Quando
a família mudou-se do apartamento, deixou para trás, em condição de orfandade,
a pequena Mimi. Perdida, abandonada, a gatinha andou se escondendo pelos
escuros, tentando conseguir alimento, e levando algumas surras que fizeram dela
ainda mais arisca. Suja, maltratada, o brilho do pelo foi ficando desbotado. A
mistura de sua natureza vira-lata com informações genéticas da raça siamesa
perdeu a força e a beleza.
Os
porteiros dos dois prédios contíguos, por onde ela circulava às escondidas,
começaram a deixar-lhe algum leite e ração, sem forçá-la a aproximações
indesejadas. Desconfiada, ela achegou-se, em busca do alimento. Mantendo o
jeito arredio, adotou os novos amigos. Gata de rua, mas nem tanto. Logo
emprenhou. Seus guardiões ficaram atentos à hora de ela dar cria. Mas ela se
sumiu com os filhotes. O esconderijo em cima de outro prédio demorou algum
tempo para ser revelado. Na segunda ninhada, todos já sabiam para onde ela
iria, e puderam ajudá-la de modo mais eficiente. E também decidiram castrá-la.
Seus
filhotes tiveram destinos diversos. Uns foram adotados, outros ninguém sabe, outros
se criaram ali, pelos mesmos territórios da mãe.

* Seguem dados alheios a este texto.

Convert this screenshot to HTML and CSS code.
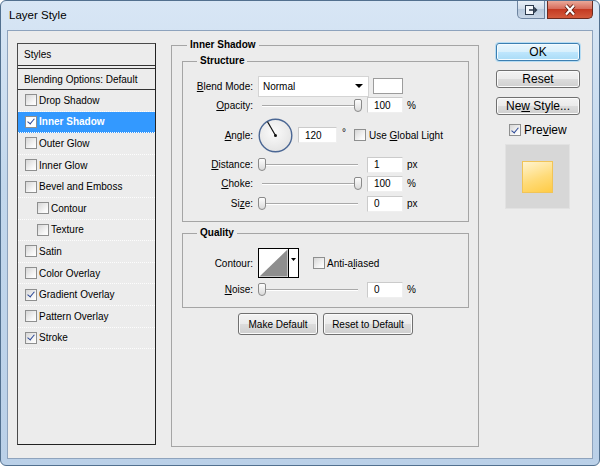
FILE: index.html
```html
<!DOCTYPE html>
<html lang="en">
<head>
    <meta charset="UTF-8">
    <meta name="viewport" content="width=device-width, initial-scale=1.0">
    <title>Layer Style</title>

    <link rel="stylesheet" href="styles.css">
</head>
<body>

    <div class="window">
        <div class="titlebar">
            <span class="title">Layer Style</span>
            <div class="caption">
                <span class="cap-btn cap-dock">
                    <svg width="14" height="12" viewBox="0 0 14 12">
                        <rect x="1.5" y="1.5" width="8" height="9" fill="#f4f7fb" stroke="#2c3a4c"/>
                        <path d="M5 6 H12 M10 3.5 L12.5 6 L10 8.5" fill="none" stroke="#2c3a4c" stroke-width="1.4"/>
                    </svg>
                </span>
                <span class="cap-btn cap-close">
                    <svg width="14" height="12" viewBox="0 0 14 12">
                        <path d="M3 1.5 L11 10.5 M11 1.5 L3 10.5" stroke="#5b1a0e" stroke-width="4"/>
                        <path d="M3 1.5 L11 10.5 M11 1.5 L3 10.5" stroke="#fff" stroke-width="2.2"/>
                    </svg>
                </span>
            </div>
        </div>

        <div class="client">
            <!-- left list of effects -->
            <div class="styles-panel">
                <div class="panel-head">Styles</div>
                <div class="panel-blend">Blending Options: Default</div>
                <ul class="style-list">
                    <li><span class="cb"></span>Drop Shadow</li>
                    <li class="selected"><span class="cb on"></span>Inner Shadow</li>
                    <li><span class="cb"></span>Outer Glow</li>
                    <li><span class="cb"></span>Inner Glow</li>
                    <li><span class="cb"></span>Bevel and Emboss</li>
                    <li class="sub"><span class="cb"></span>Contour</li>
                    <li class="sub"><span class="cb"></span>Texture</li>
                    <li><span class="cb"></span>Satin</li>
                    <li><span class="cb"></span>Color Overlay</li>
                    <li><span class="cb on"></span>Gradient Overlay</li>
                    <li><span class="cb"></span>Pattern Overlay</li>
                    <li><span class="cb on"></span>Stroke</li>
                </ul>
            </div>

            <!-- settings -->
            <fieldset class="group outer">
                <legend>Inner Shadow</legend>

                <fieldset class="group inner structure">
                    <legend>Structure</legend>

                    <div class="row row-blend">
                        <span class="row-label"><u>B</u>lend Mode:</span>
                        <div class="select"><span>Normal</span><span class="arrow"></span></div>
                        <span class="swatch"></span>
                    </div>

                    <div class="row row-opacity">
                        <span class="row-label"><u>O</u>pacity:</span>
                        <div class="slider max"><span class="thumb"></span></div>
                        <span class="field">100</span>
                        <span class="unit">%</span>
                    </div>

                    <div class="row row-angle">
                        <span class="row-label"><u>A</u>ngle:</span>
                        <svg class="dial" width="35" height="35" viewBox="0 0 35 35">
                            <defs>
                                <radialGradient id="dialFill" cx="45%" cy="40%" r="65%">
                                    <stop offset="0" stop-color="#fbfbfb"/>
                                    <stop offset="1" stop-color="#e2e2e2"/>
                                </radialGradient>
                            </defs>
                            <circle cx="17.5" cy="17.5" r="16.3" fill="url(#dialFill)" stroke="#4b6794" stroke-width="1.4"/>
                            <line x1="17.5" y1="17.5" x2="9.5" y2="3.8" stroke="#111" stroke-width="1.2"/>
                            <circle cx="17.5" cy="17.5" r="1.5" fill="#111"/>
                        </svg>
                        <span class="field field-angle">120</span>
                        <span class="unit deg">°</span>
                        <span class="cb cb-global"></span>
                        <span>Use <u>G</u>lobal Light</span>
                    </div>

                    <div class="row row-distance">
                        <span class="row-label"><u>D</u>istance:</span>
                        <div class="slider"><span class="thumb"></span></div>
                        <span class="field">1</span>
                        <span class="unit">px</span>
                    </div>

                    <div class="row">
                        <span class="row-label"><u>C</u>hoke:</span>
                        <div class="slider max"><span class="thumb"></span></div>
                        <span class="field">100</span>
                        <span class="unit">%</span>
                    </div>

                    <div class="row row-size">
                        <span class="row-label">Si<u>z</u>e:</span>
                        <div class="slider"><span class="thumb"></span></div>
                        <span class="field">0</span>
                        <span class="unit">px</span>
                    </div>
                </fieldset>

                <fieldset class="group inner quality">
                    <legend>Quality</legend>

                    <div class="row row-contour">
                        <span class="row-label">Contour:</span>
                        <svg class="contour" width="41" height="30" viewBox="0 0 41 30">
                            <rect x="0.5" y="0.5" width="40" height="29" fill="#fff" stroke="#000"/>
                            <polygon points="1.5,28.5 29.5,1.5 29.5,28.5" fill="#8e8e8e"/>
                            <line x1="30.5" y1="0" x2="30.5" y2="30" stroke="#000"/>
                            <polygon points="33,10 38,10 35.5,13" fill="#000"/>
                        </svg>
                        <span class="cb cb-anti"></span>
                        <span>Anti-a<u>l</u>iased</span>
                    </div>

                    <div class="row row-noise">
                        <span class="row-label"><u>N</u>oise:</span>
                        <div class="slider"><span class="thumb"></span></div>
                        <span class="field">0</span>
                        <span class="unit">%</span>
                    </div>
                </fieldset>

                <div class="defaults">
                    <button class="btn btn-make">Make Default</button>
                    <button class="btn btn-reset">Reset to Default</button>
                </div>
            </fieldset>

            <!-- dialog buttons -->
            <div class="side">
                <button class="btn btn-side default">OK</button>
                <button class="btn btn-side">Reset</button>
                <button class="btn btn-side"><span>Ne<u>w</u> Style...</span></button>
                <div class="preview-toggle"><span class="cb on"></span><span>Pre<u>v</u>iew</span></div>
                <div class="preview-box"><span class="preview-swatch"></span></div>
            </div>
        </div>
    </div>

</body>
</html>
```

FILE: styles.css
```css
* {
    box-sizing: border-box;
}

body {
    margin: 0;
    font-family: 'Liberation Sans', Arial, sans-serif;
    font-size: 10px;
    color: #000;
    background: #fff;
}

u {
    text-decoration-thickness: 1px;
    text-underline-offset: 1px;
}

/* window frame */

.window {
    width: 600px;
    height: 466px;
    border: 1px solid #52708f;
    border-radius: 6px;
    background: linear-gradient(#d8e6f5, #c2d7ec 40%, #bad0e8);
    padding: 0 6px 6px;
    display: flex;
    flex-direction: column;
}

.titlebar {
    height: 29px;
    display: flex;
    align-items: flex-start;
}

.title {
    margin: 7px 0 0 2px;
    font-size: 11.5px;
    line-height: 14px;
    color: #000;
}

.caption {
    margin-left: auto;
    display: flex;
    gap: 2px;
}

.cap-btn {
    height: 18px;
    display: flex;
    align-items: center;
    justify-content: center;
}

.cap-dock {
    width: 28px;
    border: 1px solid #6d84a0;
    border-top: none;
    border-radius: 0 0 0 5px;
    background: linear-gradient(#e8eff7, #d0dcea 45%, #b7c9dd 50%, #c8d6e6);
}

.cap-close {
    width: 46px;
    border: 1px solid #6b2a1f;
    border-top: none;
    border-radius: 0 0 5px 0;
    background: linear-gradient(#eaa898, #d76d5c 45%, #c43a22 50%, #d35a3c);
}

.client {
    flex: 1;
    display: flex;
    align-items: flex-start;
    padding: 8px 12px 0 9px;
    background: #ececec;
    border: 1px solid #8ea3bd;
}

/* checkbox */

.cb {
    width: 12px;
    height: 12px;
    flex-shrink: 0;
    border: 1px solid #8e8f8f;
    background: linear-gradient(135deg, #d6d6d6, #f7f7f7 70%, #fff);
    display: inline-flex;
    align-items: center;
    justify-content: center;
    margin-right: 2px;
}

.cb.on::after {
    content: "";
    width: 3px;
    height: 6px;
    margin-top: -2px;
    border: solid #2a4796;
    border-width: 0 1.5px 1.5px 0;
    transform: rotate(40deg);
}

/* styles list */

.styles-panel {
    margin-top: 4px;
    width: 139px;
    height: 402px;
    border: 1px solid #333;
    border-color: #4a4a4a #222 #222 #4a4a4a;
}

.panel-head {
    height: 22px;
    padding-left: 6px;
    display: flex;
    align-items: center;
    border-bottom: 1px solid #333;
}

.panel-blend {
    height: 22px;
    margin-top: 2px;
    padding-left: 6px;
    display: flex;
    align-items: center;
    border-top: 1px solid #333;
    border-bottom: 1px solid #333;
}

.style-list {
    list-style: none;
    margin: 0;
    padding: 0;
}

.style-list li {
    height: 21.6px;
    padding-left: 7px;
    display: flex;
    align-items: center;
    border-bottom: 1px dotted #fdfdfd;
}

.style-list li.sub {
    padding-left: 19px;
}

.style-list li.selected {
    background: #3399ff;
    color: #fff;
    font-weight: bold;
}

.style-list li.selected .cb {
    background: #fff;
}

/* group boxes */

.group {
    margin: 0;
    min-width: 0;
    border: 1px solid #a5a5a5;
}

.group legend {
    padding: 0 3px;
    font-weight: bold;
    line-height: 12px;
}

.outer {
    margin-left: 15px;
    width: 308px;
    height: 408px;
    padding: 4px 9px 0 10px;
}

.outer > legend {
    margin-left: 5px;
}

.inner {
    padding: 9px 0 8px 0;
}

.inner > legend {
    margin-left: 14px;
}

.quality {
    margin-top: 5px;
}

/* rows */

.row {
    display: flex;
    align-items: center;
    height: 19px;
}

.row-label {
    width: 70px;
    flex-shrink: 0;
    text-align: right;
    margin-right: 5px;
}

.row-blend {
    height: 20px;
}

.row-opacity {
    height: 18px;
}

.row-angle {
    height: 34px;
    margin-top: 4px;
}

.row-distance {
    margin-top: 3px;
}

.row-size {
    margin-top: 1px;
}

.row-contour {
    height: 30px;
}

.row-noise {
    margin-top: 2px;
}

.select {
    width: 111px;
    height: 21px;
    display: flex;
    align-items: center;
    padding-left: 4px;
    background: #fff;
    border: 1px solid #d4d4d4;
}

.arrow {
    margin-left: auto;
    margin-right: 5px;
    width: 0;
    height: 0;
    border-left: 4px solid transparent;
    border-right: 4px solid transparent;
    border-top: 4px solid #000;
}

.swatch {
    width: 30px;
    height: 16px;
    margin-left: 4px;
    background: #fff;
    border: 1px solid #9c9c9c;
}

.slider {
    width: 104px;
    height: 13px;
    margin-right: 5px;
    display: flex;
    align-items: center;
    background:
        linear-gradient(#a9a9a9, #a9a9a9) 4px 6px / 96px 1px no-repeat,
        linear-gradient(#fff, #fff) 4px 7px / 96px 1px no-repeat;
}

.slider.max {
    justify-content: flex-end;
}

.thumb {
    width: 8px;
    height: 13px;
    border: 1px solid #8a8a8a;
    border-radius: 2px 2px 4px 4px;
    background: linear-gradient(#fdfdfd, #dadada);
}

.field {
    width: 36px;
    height: 16px;
    padding-left: 6px;
    display: flex;
    align-items: center;
    background: #fff;
    border: 1px solid;
    border-color: #cbcbcb #efefef #efefef #cbcbcb;
}

.unit {
    margin-left: 4px;
}

.dial {
    margin-right: 5px;
    flex-shrink: 0;
}

.field-angle {
    width: 39px;
}

.deg {
    margin-left: 5px;
    align-self: flex-start;
    margin-top: 9px;
}

.cb-global {
    margin-left: 8px;
    margin-right: 3px;
}

.contour {
    flex-shrink: 0;
}

.cb-anti {
    margin-left: 14px;
}

/* buttons */

.btn {
    font-family: 'Liberation Sans', Arial, sans-serif;
    font-size: 10px;
    color: #000;
    padding: 0;
    border: 1px solid #707070;
    border-radius: 3px;
    background: linear-gradient(#f3f3f3 0%, #ebebeb 48%, #dcdcdc 52%, #cfcfcf 100%);
    box-shadow: inset 0 0 0 1px #fbfbfb;
    display: flex;
    align-items: center;
    justify-content: center;
}

.defaults {
    margin-top: 5px;
    display: flex;
    justify-content: center;
    gap: 5px;
}

.btn-make {
    width: 80px;
    height: 22px;
}

.btn-reset {
    width: 90px;
    height: 22px;
}

.side {
    margin-left: 17px;
    margin-top: 4px;
    width: 84px;
    display: flex;
    flex-direction: column;
}

.btn-side {
    height: 18px;
    margin-bottom: 9px;
    font-size: 12px;
}

.btn-side.default {
    border-color: #3c7fb1;
    background: linear-gradient(#eaf6fd 0%, #d9f0fc 48%, #bee6fd 52%, #a9dbf6 100%);
    box-shadow: inset 0 0 0 1px #f4fbff, 0 0 0 1px #b6dcf3;
}

.preview-toggle {
    margin: -1px 0 0 13px;
    height: 14px;
    display: flex;
    align-items: center;
    font-size: 12px;
}

.preview-toggle .cb {
    margin-right: 3px;
}

.preview-box {
    margin: 7px 0 0 9px;
    width: 65px;
    height: 65px;
    display: flex;
    align-items: center;
    justify-content: center;
    background: #d7d7d7;
    border: 1px solid #e2e2e2;
}

.preview-swatch {
    width: 31px;
    height: 32px;
    border: 1px solid #f1c457;
    background: linear-gradient(160deg, #fff4d0, #ffdb78 55%, #ffcb45);
}
```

Castrada, o pelo da Mimi ganhou mais brilho, as cores ficaram mais vivas. O azul dos olhos parece transbordar. E ela ficou mais amigueira. Achega-se às pernas de alguns moradores, oferece a
barriga ao carinho de outros poucos... Está bem, nem tão poucos assim... Entre uma e
outra demonstração de dengos, um de seus guardiões revelou que ela já é avó.
Sim: uma filha teve a primeira ninhada debaixo de um carro antigo, estacionado em
frente ao prédio. Uma senhora, moradora do outro prédio, está dando atenções à nova
família. Os porteiros dos prédios também estão no monitoramento. Já aparecem os candidatos para adoção dos seus netos. Por baixo do tal carro, avistei o vulto da mãe recém parida, às voltas com a ninhada.
Além de pop, Mimi é,
já, uma respeitável avó felina. O porteiro apruma-se, orgulhoso, como se fora o próprio
tio avô... Ela o observa, com os olhos semicerrados, e solta um miado fino, curto. Quase um sussurro. Soa como uma declaração de amor.